Recordemos que «na origem daquilo a que, em sentido cósmico, chamamos “natureza”, existe um desígnio de amor e verdade [e que] o mundo não é o produto de uma necessidade, destino cego ou acaso».6 Gerir a água de modo sustentável e com instituições eficientes e solidárias não constitui uma contribuição apenas para a paz; é também uma forma de reconhecer este dom da criação que nos foi confiado, para que juntos possamos cuidar dele.
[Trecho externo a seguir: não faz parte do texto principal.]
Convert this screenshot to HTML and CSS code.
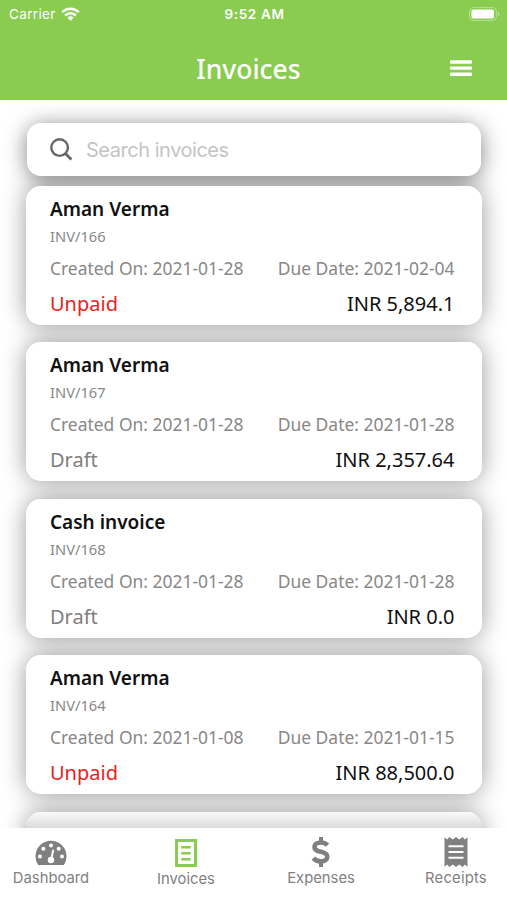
FILE: index.html
```html
<!DOCTYPE html>
<html lang="en">
<head>
<meta charset="utf-8">
<title>Invoices</title>
<link rel="stylesheet" href="styles.css">
</head>
<body>
<div class="app">
  <header class="header">
    <div class="status">
      <div class="carrier"><span>Carrier</span>
        <svg width="19" height="14" viewBox="0 0 19 14" fill="none" stroke="#fff" stroke-width="2.6"><path d="M1.2 5.1a11.8 11.8 0 0 1 16.6 0"/><path d="M4.2 8.5a7.5 7.5 0 0 1 10.600 0"/><path d="M9.500 13.800 6.500 10.800a4.300 4.300 0 0 1 6 0z" fill="#fff" stroke="none"/></svg>
      </div>
      <span class="clock">9:52 AM</span>
      <div class="battery"><svg width="31" height="14" viewBox="0 0 31 14"><rect x=".6" y=".6" width="26.8" height="12.8" rx="3.8" fill="none" stroke="#fff" stroke-opacity=".4"/><rect x="2.4" y="2.4" width="22.6" height="9.2" rx="2.2" fill="#fff"/><path d="M28.8 5v4q1.5-.6 1.5-2t-1.5-2" fill="#fff" fill-opacity=".5"/></svg></div>
    </div>
    <div class="titlebar">
      <h1>Invoices</h1>
      <svg class="menu" width="22" height="17" viewBox="0 0 22 17" fill="#fff"><rect y="0.3" width="22" height="3.4" rx="1"/><rect y="6.4" width="22" height="3.4" rx="1"/><rect y="12.5" width="22" height="3.4" rx="1"/></svg>
    </div>
  </header>
  <main class="content">
    <div class="search">
      <svg width="23" height="23" viewBox="0 0 23 23" fill="none" stroke="#666" stroke-width="2.4"><circle cx="9.6" cy="9.6" r="8.3"/><path d="m15.4 15.4 6 6" stroke-width="2.8"/></svg>
      <span>Search invoices</span>
    </div>
    <article class="card">
      <h2>Aman Verma</h2><p class="number">INV/166</p>
      <div class="row dates"><span>Created On: 2021-01-28</span><span>Due Date: 2021-02-04</span></div>
      <div class="row total"><span class="unpaid">Unpaid</span><span>INR 5,894.1</span></div>
    </article>
    <article class="card">
      <h2>Aman Verma</h2><p class="number">INV/167</p>
      <div class="row dates"><span>Created On: 2021-01-28</span><span>Due Date: 2021-01-28</span></div>
      <div class="row total"><span class="draft">Draft</span><span>INR 2,357.64</span></div>
    </article>
    <article class="card">
      <h2>Cash invoice</h2><p class="number">INV/168</p>
      <div class="row dates"><span>Created On: 2021-01-28</span><span>Due Date: 2021-01-28</span></div>
      <div class="row total"><span class="draft">Draft</span><span>INR 0.0</span></div>
    </article>
    <article class="card">
      <h2>Aman Verma</h2><p class="number">INV/164</p>
      <div class="row dates"><span>Created On: 2021-01-08</span><span>Due Date: 2021-01-15</span></div>
      <div class="row total"><span class="unpaid">Unpaid</span><span>INR 88,500.0</span></div>
    </article>
    <article class="card next"></article>
  </main>
  <nav class="tabs">
    <div class="tab dashboard">
      <svg width="32" height="26" viewBox="0 0 32 26"><path d="M3.1 25Q.5 21.5.5 16.300a15.500 15.500 0 0 1 31 0q0 5.200-2.600 8.700z" fill="#808080"/><g fill="#fff"><circle cx="5" cy="16.500" r="2"/><circle cx="8.300" cy="8.800" r="2"/><circle cx="16" cy="5.500" r="2"/><circle cx="23.700" cy="8.800" r="2"/><circle cx="27" cy="16.500" r="2"/><circle cx="16" cy="20" r="3.200"/></g><path d="m16.200 19.500 1.900-9" stroke="#fff" stroke-width="1.900" stroke-linecap="round"/></svg>
      <span>Dashboard</span>
    </div>
    <div class="tab invoices">
      <svg width="22" height="28" viewBox="0 0 22 28" fill="none" stroke="#89cc50"><rect x="1.500" y="1.500" width="19" height="25" stroke-width="3"/><path d="M6.300 8.300h9.400M6.300 14.300h9.400M6.300 20.300h9.400" stroke-width="2.400"/></svg>
      <span>Invoices</span>
    </div>
    <div class="tab expenses">
      <svg width="20" height="32" viewBox="0 0 20 32" fill="none" stroke="#808080"><path d="M10 1v5M10 26v5" stroke-width="4"/><path d="M16.600 9.200Q14 6.500 10 6.500C6 6.500 3.500 8.300 3.500 11c0 3.200 3 3.900 6.500 4.800 4 1 6.300 1.900 6.300 4.700 0 3.100-2.600 4.900-6.500 4.900-3.200 0-5.800-1.300-7.400-3.400" stroke-width="4.600"/></svg>
      <span>Expenses</span>
    </div>
    <div class="tab receipts">
      <svg width="24" height="32" viewBox="0 0 24 32"><path d="M.5 1 3 3.500 5.500 1 8.700 3.500 12 1l3.300 2.500L18.500 1 21 3.500 23.500 1v30L21 28.500 18.500 31l-3.200-2.500L12 31l-3.300-2.500L5.500 31 3 28.500.5 31z" fill="#808080"/><path d="M4.500 10.300h15M4.500 16h15M4.500 21.700h15" stroke="#fff" stroke-width="2"/></svg>
      <span>Receipts</span>
    </div>
  </nav>
</div>
</body>
</html>
```
FILE: styles.css
```css
* { box-sizing: border-box; }
body { margin: 0; background: #fff; font-family: "Noto Sans", sans-serif; }
h1, h2, p { margin: 0; font-weight: 400; }
svg { display: block; flex: none; }
.app { width: 507px; height: 900px; overflow: hidden; display: flex; flex-direction: column; }
.header { height: 100px; flex: none; background: #89cc50; color: #fff; }
.status { height: 27px; padding: 0 7px 0 9px; display: grid; grid-template-columns: 1fr auto 1fr; align-items: center; font-family: Inter, sans-serif; font-size: 13.5px; }
.carrier { display: flex; align-items: center; gap: 5px; letter-spacing: .35px; }
.clock { font-weight: 600; font-size: 13.5px; letter-spacing: .65px; }
.battery { display: flex; justify-content: flex-end; }
.titlebar { height: 72px; padding: 0 35px 0 47px; display: grid; grid-template-columns: 1fr 22px; align-items: center; }
.titlebar h1 { font-size: 26.5px; font-weight: 500; line-height: 36px; text-align: center; margin-top: 12px; }
.menu { margin-top: 11px; }
.content { flex: 1; min-height: 0; overflow: hidden; isolation: isolate; padding: 23px 25px 0 26px; }
.search { position: relative; height: 53px; margin: 0 1px 10px; padding: 0 23px; border-radius: 14px; background: #fff; display: flex; align-items: center; gap: 13px; color: #c4c4c6; font: 20px Inter, sans-serif; letter-spacing: -.47px; }
.card { position: relative; height: 139px; margin-bottom: 17.4px; padding: 11px 27.500px 0 24px; border-radius: 15px; background: #fff; }
.search::before, .card::before { content: ""; position: absolute; inset: 0; z-index: -1; border-radius: 15px; box-shadow: 0 0 24px rgba(0, 0, 0, .4); }
.search::before { box-shadow: 0 3px 22px rgba(0, 0, 0, .5); }
.card h2 { font-size: 19px; font-weight: 600; line-height: 25px; color: #111; }
.number { font-size: 14.7px; line-height: 20px; margin-top: 4px; color: #888; }
.row { display: flex; justify-content: space-between; white-space: nowrap; }
.dates { margin-top: 10px; line-height: 24px; font-size: 17.45px; color: #888; }
.total { margin-top: 10px; line-height: 28px; font-size: 20px; color: #111; }
.unpaid { color: #e92222; }
.draft { color: #808080; }
.next { background: linear-gradient(#fafafa, #d8d8d8 17px); }
.tabs { height: 72px; flex: none; background: #fff; display: grid; grid-template-columns: repeat(4, 135px); justify-content: center; color: #808080; font: 14.8px/18px Inter, sans-serif; }
.tab { display: flex; flex-direction: column; align-items: center; }
.dashboard svg { margin: 12px 0 3px; }
.invoices svg { margin: 11px 0 3px; }
.expenses svg, .receipts svg { margin: 8px 0 1px; }
.receipts { letter-spacing: .2px; }
```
O Papa Francisco assegura-vos as suas orações a fim de que este Fórum Mundial da Água seja uma ocasião para trabalhar em conjunto em vista da realização do direito à água potável e ao saneamento para cada pessoa humana, e que assim contribua para fazer da água um verdadeiro símbolo de partilha, diálogo construtivo e responsável em prol de uma paz duradoura, porque edificada sobre a confiança.7

Cardeal Pietro Parolin

Secretário de Estado
de Sua Santidade

1) Encíclica Laudato si’, n. 30.

2) Cf. Discurso aos participantes no 3º Encontro Mundial dos Movimentos Populares, 5 de novembro de 2016; Dicastério para o serviço do desenvolvimento humano integral, Aqua fons vitae, n. 107.

3) Aqua fons vitae, n. 26.

4) Cf. Exortação Apostólica Evangelii gaudium, n. 223.

5) Aqua fons vitae, n. 27.

6) Bento xvi, Mensagem para o Dia Mundial da Paz, 2010, n. 6.

7) São João xxiii , Encíclica Pacem in terris, n. 113.